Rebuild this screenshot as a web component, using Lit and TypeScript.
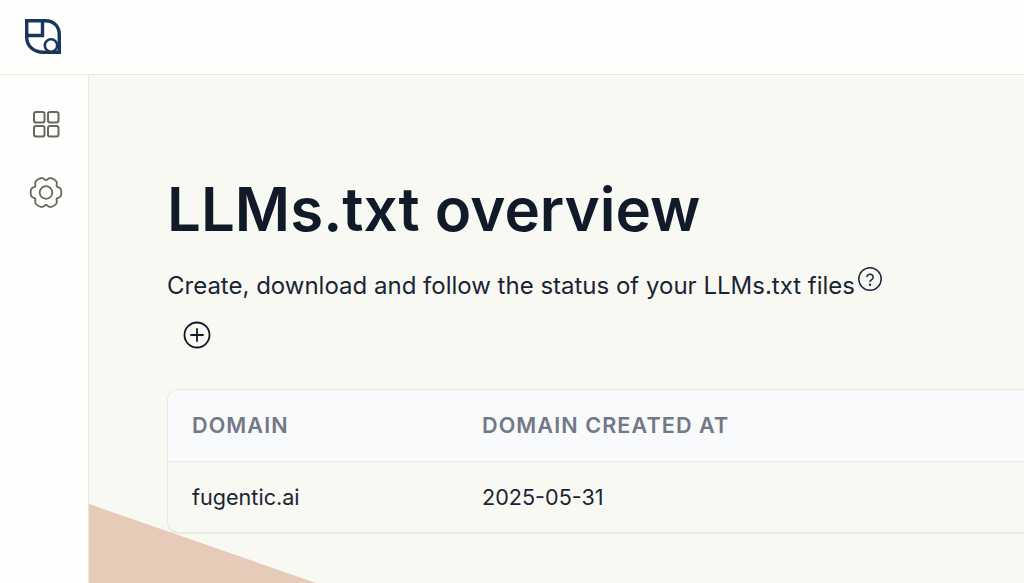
import { LitElement, html, css } from "lit";
import { customElement } from "lit/decorators.js";

const gearPath = (() => {
  const pts: string[] = [];
  for (let i = 0; i < 180; i++) {
    const t = (i / 180) * Math.PI * 2;
    const n = (1 - Math.cos(6 * t)) / 2;
    const r = 12.4 + 2.9 * (1 - n * n * n);
    pts.push(`${(18 + r * Math.cos(t)).toFixed(2)} ${(17.5 + r * Math.sin(t)).toFixed(2)}`);
  }
  return `M${pts.join("L")}Z`;
})();

@customElement("app-root")
export class AppRoot extends LitElement {
  static styles = css`
    :host { display: block; width: 1024px; height: 583px; overflow: hidden; position: relative; background: #fefefc; font-family: Inter, "Liberation Sans", sans-serif; color: #111827; }
    .top { height: 74px; border-bottom: 1px solid #e8e7e1; display: flex; align-items: center; padding-left: 24px; }
    .top svg { display: block; margin-top: -2px; }
    .body { display: flex; height: 508px; }
    .side { width: 89px; border-right: 1px solid #e8e7e1; display: flex; flex-direction: column; align-items: center; flex: none; padding: 33px 0 0 4px; gap: 35px; box-sizing: border-box; }
    .side svg { display: block; }
    .main { flex: 1; min-width: 0; background: #f9f9f4; padding: 100px 0 0 78px; overflow: hidden; }
    h1 { margin: 0; font-size: 60px; line-height: 68px; font-weight: 600; color: #101a28; white-space: nowrap; }
    .sub { margin-top: 27px; display: flex; font-size: 24px; line-height: 32px; white-space: nowrap; color: #1a2433; }
    .sub svg { display: block; margin: -4px 0 0 2px; }
    .add { margin: 18px 0 0 15px; height: 32px; }
    .add svg { display: block; }
    .table { margin-top: 37px; width: 1100px; border: 1px solid #e9e9e3; border-bottom-width: 2px; border-radius: 12px; overflow: hidden; }
    .row { display: grid; grid-template-columns: 290px 1fr; padding-left: 24px; align-items: center; box-sizing: border-box; }
    .head { height: 72px; padding-bottom: 2px; background: #f9fafc; border-bottom: 1px solid #e9e9e3; font-size: 21.6px; font-weight: 600; letter-spacing: 1.08px; color: #737885; }
    .data { height: 70px; font-size: 21.6px; color: #1a2433; }
    .tri { position: absolute; left: 89px; top: 504px; width: 227px; height: 79px; background: #e5cbb8; clip-path: polygon(0 0, 100% 100%, 0 100%); }
  `;
  render() {
    return html`
      <div class="top">
        <svg width="38" height="38" viewBox="0 0 38 38" fill="none" stroke="#1b365d" stroke-width="3.4">
          <path d="M2.7 3.7H21C30 3.7 35.3 9.5 35.3 18V35.3H19.5C9.5 35.3 2.7 29 2.7 20Z" stroke-linejoin="miter"/>
          <path d="M2.7 18.5H18.5V3.7"/>
          <circle cx="27" cy="28.5" r="6.2" fill="#fefefc" stroke-width="2.6"/>
        </svg>
      </div>
      <div class="body">
        <nav class="side">
          <svg width="32" height="32" viewBox="0 0 32 32" fill="none" stroke="#666662" stroke-width="2">
            <rect x="4" y="4" width="10.5" height="10.5" rx="2"/><rect x="18" y="4" width="10.5" height="10.5" rx="2"/>
            <rect x="4" y="18" width="10.5" height="10.5" rx="2"/><rect x="18" y="18" width="10.5" height="10.5" rx="2"/>
          </svg>
          <svg width="36" height="36" viewBox="0 0 36 36" fill="none" stroke="#666662" stroke-width="1.8" stroke-linejoin="round">
            <path d="${gearPath}"/>
            <circle cx="18" cy="17.5" r="6.3"/>
          </svg>
        </nav>
        <main class="main">
          <h1>LLMs.txt overview</h1>
          <div class="sub">Create, download and follow the status of your LLMs.txt files
            <svg width="26" height="26" viewBox="0 0 26 26" fill="none" stroke="#1b2a41" stroke-width="1.5">
              <circle cx="13" cy="13" r="11.2"/>
              <path d="M9.8 10.4a3.3 3.3 0 0 1 6.4 1c0 2.2-3.2 2.6-3.2 4.2" stroke-linecap="round"/>
              <circle cx="13" cy="18.8" r="0.5"/>
            </svg>
          </div>
          <div class="add">
            <svg width="30" height="30" viewBox="0 0 30 30" fill="none" stroke="#111827" stroke-width="1.8">
              <circle cx="15" cy="15" r="12.5"/><path d="M15 9V21M9 15H21" stroke-linecap="round"/>
            </svg>
          </div>
          <div class="table">
            <div class="row head"><span>DOMAIN</span><span>DOMAIN CREATED AT</span></div>
            <div class="row data"><span>fugentic.ai</span><span>2025-05-31</span></div>
          </div>
        </main>
      </div>
      <div class="tri"></div>
    `;
  }
}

═══

Please set down each line of the data above exactly as written, without the pictures.

In response
Rebuild this screenshot as a web component, using Lit and TypeScript.
import { LitElement, html, css } from "lit";
import { customElement } from "lit/decorators.js";

const gearPath = (() => {
  const pts: string[] = [];
  for (let i = 0; i < 180; i++) {
    const t = (i / 180) * Math.PI * 2;
    const n = (1 - Math.cos(6 * t)) / 2;
    const r = 12.4 + 2.9 * (1 - n * n * n);
    pts.push(`${(18 + r * Math.cos(t)).toFixed(2)} ${(17.5 + r * Math.sin(t)).toFixed(2)}`);
  }
  return `M${pts.join("L")}Z`;
})();

@customElement("app-root")
export class AppRoot extends LitElement {
  static styles = css`
    :host { display: block; width: 1024px; height: 583px; overflow: hidden; position: relative; background: #fefefc; font-family: Inter, "Liberation Sans", sans-serif; color: #111827; }
    .top { height: 74px; border-bottom: 1px solid #e8e7e1; display: flex; align-items: center; padding-left: 24px; }
    .top svg { display: block; margin-top: -2px; }
    .body { display: flex; height: 508px; }
    .side { width: 89px; border-right: 1px solid #e8e7e1; display: flex; flex-direction: column; align-items: center; flex: none; padding: 33px 0 0 4px; gap: 35px; box-sizing: border-box; }
    .side svg { display: block; }
    .main { flex: 1; min-width: 0; background: #f9f9f4; padding: 100px 0 0 78px; overflow: hidden; }
    h1 { margin: 0; font-size: 60px; line-height: 68px; font-weight: 600; color: #101a28; white-space: nowrap; }
    .sub { margin-top: 27px; display: flex; font-size: 24px; line-height: 32px; white-space: nowrap; color: #1a2433; }
    .sub svg { display: block; margin: -4px 0 0 2px; }
    .add { margin: 18px 0 0 15px; height: 32px; }
    .add svg { display: block; }
    .table { margin-top: 37px; width: 1100px; border: 1px solid #e9e9e3; border-bottom-width: 2px; border-radius: 12px; overflow: hidden; }
    .row { display: grid; grid-template-columns: 290px 1fr; padding-left: 24px; align-items: center; box-sizing: border-box; }
    .head { height: 72px; padding-bottom: 2px; background: #f9fafc; border-bottom: 1px solid #e9e9e3; font-size: 21.6px; font-weight: 600; letter-spacing: 1.08px; color: #737885; }
    .data { height: 70px; font-size: 21.6px; color: #1a2433; }
    .tri { position: absolute; left: 89px; top: 504px; width: 227px; height: 79px; background: #e5cbb8; clip-path: polygon(0 0, 100% 100%, 0 100%); }
  `;
  render() {
    return html`
      <div class="top">
        <svg width="38" height="38" viewBox="0 0 38 38" fill="none" stroke="#1b365d" stroke-width="3.4">
          <path d="M2.7 3.7H21C30 3.7 35.3 9.5 35.3 18V35.3H19.5C9.5 35.3 2.7 29 2.7 20Z" stroke-linejoin="miter"/>
          <path d="M2.7 18.5H18.5V3.7"/>
          <circle cx="27" cy="28.5" r="6.2" fill="#fefefc" stroke-width="2.6"/>
        </svg>
      </div>
      <div class="body">
        <nav class="side">
          <svg width="32" height="32" viewBox="0 0 32 32" fill="none" stroke="#666662" stroke-width="2">
            <rect x="4" y="4" width="10.5" height="10.5" rx="2"/><rect x="18" y="4" width="10.5" height="10.5" rx="2"/>
            <rect x="4" y="18" width="10.5" height="10.5" rx="2"/><rect x="18" y="18" width="10.5" height="10.5" rx="2"/>
          </svg>
          <svg width="36" height="36" viewBox="0 0 36 36" fill="none" stroke="#666662" stroke-width="1.8" stroke-linejoin="round">
            <path d="${gearPath}"/>
            <circle cx="18" cy="17.5" r="6.3"/>
          </svg>
        </nav>
        <main class="main">
          <h1>LLMs.txt overview</h1>
          <div class="sub">Create, download and follow the status of your LLMs.txt files
            <svg width="26" height="26" viewBox="0 0 26 26" fill="none" stroke="#1b2a41" stroke-width="1.5">
              <circle cx="13" cy="13" r="11.2"/>
              <path d="M9.8 10.4a3.3 3.3 0 0 1 6.4 1c0 2.2-3.2 2.6-3.2 4.2" stroke-linecap="round"/>
              <circle cx="13" cy="18.8" r="0.5"/>
            </svg>
          </div>
          <div class="add">
            <svg width="30" height="30" viewBox="0 0 30 30" fill="none" stroke="#111827" stroke-width="1.8">
              <circle cx="15" cy="15" r="12.5"/><path d="M15 9V21M9 15H21" stroke-linecap="round"/>
            </svg>
          </div>
          <div class="table">
            <div class="row head"><span>DOMAIN</span><span>DOMAIN CREATED AT</span></div>
            <div class="row data"><span>fugentic.ai</span><span>2025-05-31</span></div>
          </div>
        </main>
      </div>
      <div class="tri"></div>
    `;
  }
}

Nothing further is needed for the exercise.